Write out the material exactly, leaving every picture behind.
>> Start
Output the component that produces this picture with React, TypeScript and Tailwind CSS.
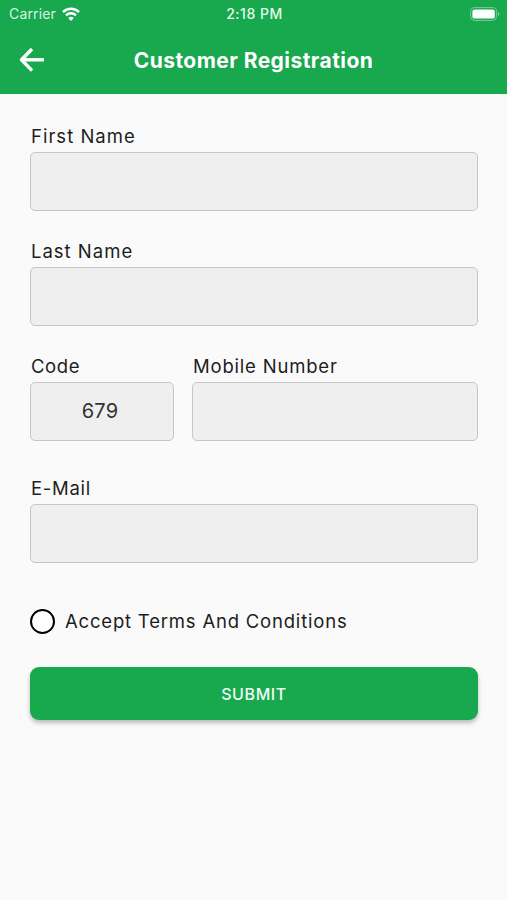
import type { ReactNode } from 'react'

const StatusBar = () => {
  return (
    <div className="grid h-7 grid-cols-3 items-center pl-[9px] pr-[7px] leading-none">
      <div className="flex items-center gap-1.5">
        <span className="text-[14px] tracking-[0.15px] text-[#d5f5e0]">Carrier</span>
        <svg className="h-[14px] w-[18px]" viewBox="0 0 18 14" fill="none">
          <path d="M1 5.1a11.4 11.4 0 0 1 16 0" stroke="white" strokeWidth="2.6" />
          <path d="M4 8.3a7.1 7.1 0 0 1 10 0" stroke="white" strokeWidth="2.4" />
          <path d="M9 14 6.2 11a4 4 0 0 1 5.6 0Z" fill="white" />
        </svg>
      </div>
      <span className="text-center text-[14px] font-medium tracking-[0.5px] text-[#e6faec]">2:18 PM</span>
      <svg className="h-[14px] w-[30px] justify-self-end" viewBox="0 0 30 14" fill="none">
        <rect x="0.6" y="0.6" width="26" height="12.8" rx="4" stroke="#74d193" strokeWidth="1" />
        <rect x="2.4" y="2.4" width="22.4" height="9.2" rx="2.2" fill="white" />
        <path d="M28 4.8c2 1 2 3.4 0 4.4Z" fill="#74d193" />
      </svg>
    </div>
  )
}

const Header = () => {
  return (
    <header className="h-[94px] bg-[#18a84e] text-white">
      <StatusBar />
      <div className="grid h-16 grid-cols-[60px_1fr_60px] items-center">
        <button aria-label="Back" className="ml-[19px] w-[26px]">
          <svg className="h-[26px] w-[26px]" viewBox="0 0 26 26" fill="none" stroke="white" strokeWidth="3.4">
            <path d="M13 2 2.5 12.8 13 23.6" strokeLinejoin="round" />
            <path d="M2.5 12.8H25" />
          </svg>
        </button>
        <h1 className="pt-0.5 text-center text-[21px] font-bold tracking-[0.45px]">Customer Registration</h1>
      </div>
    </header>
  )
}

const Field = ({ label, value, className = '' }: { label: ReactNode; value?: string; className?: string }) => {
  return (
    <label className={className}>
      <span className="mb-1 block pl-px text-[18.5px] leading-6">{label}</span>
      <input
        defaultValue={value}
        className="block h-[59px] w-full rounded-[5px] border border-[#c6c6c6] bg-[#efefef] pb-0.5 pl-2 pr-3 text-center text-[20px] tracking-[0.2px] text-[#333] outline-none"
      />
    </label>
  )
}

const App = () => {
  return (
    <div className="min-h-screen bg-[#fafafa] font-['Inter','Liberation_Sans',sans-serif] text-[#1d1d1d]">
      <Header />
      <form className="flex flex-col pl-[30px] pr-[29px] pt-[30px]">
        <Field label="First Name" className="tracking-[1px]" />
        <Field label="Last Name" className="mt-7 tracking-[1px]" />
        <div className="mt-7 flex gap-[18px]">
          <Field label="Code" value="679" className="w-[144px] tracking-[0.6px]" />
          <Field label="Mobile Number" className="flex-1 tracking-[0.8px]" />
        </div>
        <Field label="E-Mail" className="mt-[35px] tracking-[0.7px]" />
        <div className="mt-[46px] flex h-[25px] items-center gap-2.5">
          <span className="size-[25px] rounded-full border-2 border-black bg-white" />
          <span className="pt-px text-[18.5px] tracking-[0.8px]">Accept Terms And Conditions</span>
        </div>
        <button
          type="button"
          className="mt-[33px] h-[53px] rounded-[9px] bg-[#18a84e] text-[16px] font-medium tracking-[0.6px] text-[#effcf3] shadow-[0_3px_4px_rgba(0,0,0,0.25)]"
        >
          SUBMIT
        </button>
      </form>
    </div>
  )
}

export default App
>> End
Expected answer:
Output the component that produces this picture with React, TypeScript and Tailwind CSS.
import type { ReactNode } from 'react'

const StatusBar = () => {
  return (
    <div className="grid h-7 grid-cols-3 items-center pl-[9px] pr-[7px] leading-none">
      <div className="flex items-center gap-1.5">
        <span className="text-[14px] tracking-[0.15px] text-[#d5f5e0]">Carrier</span>
        <svg className="h-[14px] w-[18px]" viewBox="0 0 18 14" fill="none">
          <path d="M1 5.1a11.4 11.4 0 0 1 16 0" stroke="white" strokeWidth="2.6" />
          <path d="M4 8.3a7.1 7.1 0 0 1 10 0" stroke="white" strokeWidth="2.4" />
          <path d="M9 14 6.2 11a4 4 0 0 1 5.6 0Z" fill="white" />
        </svg>
      </div>
      <span className="text-center text-[14px] font-medium tracking-[0.5px] text-[#e6faec]">2:18 PM</span>
      <svg className="h-[14px] w-[30px] justify-self-end" viewBox="0 0 30 14" fill="none">
        <rect x="0.6" y="0.6" width="26" height="12.8" rx="4" stroke="#74d193" strokeWidth="1" />
        <rect x="2.4" y="2.4" width="22.4" height="9.2" rx="2.2" fill="white" />
        <path d="M28 4.8c2 1 2 3.4 0 4.4Z" fill="#74d193" />
      </svg>
    </div>
  )
}

const Header = () => {
  return (
    <header className="h-[94px] bg-[#18a84e] text-white">
      <StatusBar />
      <div className="grid h-16 grid-cols-[60px_1fr_60px] items-center">
        <button aria-label="Back" className="ml-[19px] w-[26px]">
          <svg className="h-[26px] w-[26px]" viewBox="0 0 26 26" fill="none" stroke="white" strokeWidth="3.4">
            <path d="M13 2 2.5 12.8 13 23.6" strokeLinejoin="round" />
            <path d="M2.5 12.8H25" />
          </svg>
        </button>
        <h1 className="pt-0.5 text-center text-[21px] font-bold tracking-[0.45px]">Customer Registration</h1>
      </div>
    </header>
  )
}

const Field = ({ label, value, className = '' }: { label: ReactNode; value?: string; className?: string }) => {
  return (
    <label className={className}>
      <span className="mb-1 block pl-px text-[18.5px] leading-6">{label}</span>
      <input
        defaultValue={value}
        className="block h-[59px] w-full rounded-[5px] border border-[#c6c6c6] bg-[#efefef] pb-0.5 pl-2 pr-3 text-center text-[20px] tracking-[0.2px] text-[#333] outline-none"
      />
    </label>
  )
}

const App = () => {
  return (
    <div className="min-h-screen bg-[#fafafa] font-['Inter','Liberation_Sans',sans-serif] text-[#1d1d1d]">
      <Header />
      <form className="flex flex-col pl-[30px] pr-[29px] pt-[30px]">
        <Field label="First Name" className="tracking-[1px]" />
        <Field label="Last Name" className="mt-7 tracking-[1px]" />
        <div className="mt-7 flex gap-[18px]">
          <Field label="Code" value="679" className="w-[144px] tracking-[0.6px]" />
          <Field label="Mobile Number" className="flex-1 tracking-[0.8px]" />
        </div>
        <Field label="E-Mail" className="mt-[35px] tracking-[0.7px]" />
        <div className="mt-[46px] flex h-[25px] items-center gap-2.5">
          <span className="size-[25px] rounded-full border-2 border-black bg-white" />
          <span className="pt-px text-[18.5px] tracking-[0.8px]">Accept Terms And Conditions</span>
        </div>
        <button
          type="button"
          className="mt-[33px] h-[53px] rounded-[9px] bg-[#18a84e] text-[16px] font-medium tracking-[0.6px] text-[#effcf3] shadow-[0_3px_4px_rgba(0,0,0,0.25)]"
        >
          SUBMIT
        </button>
      </form>
    </div>
  )
}

export default App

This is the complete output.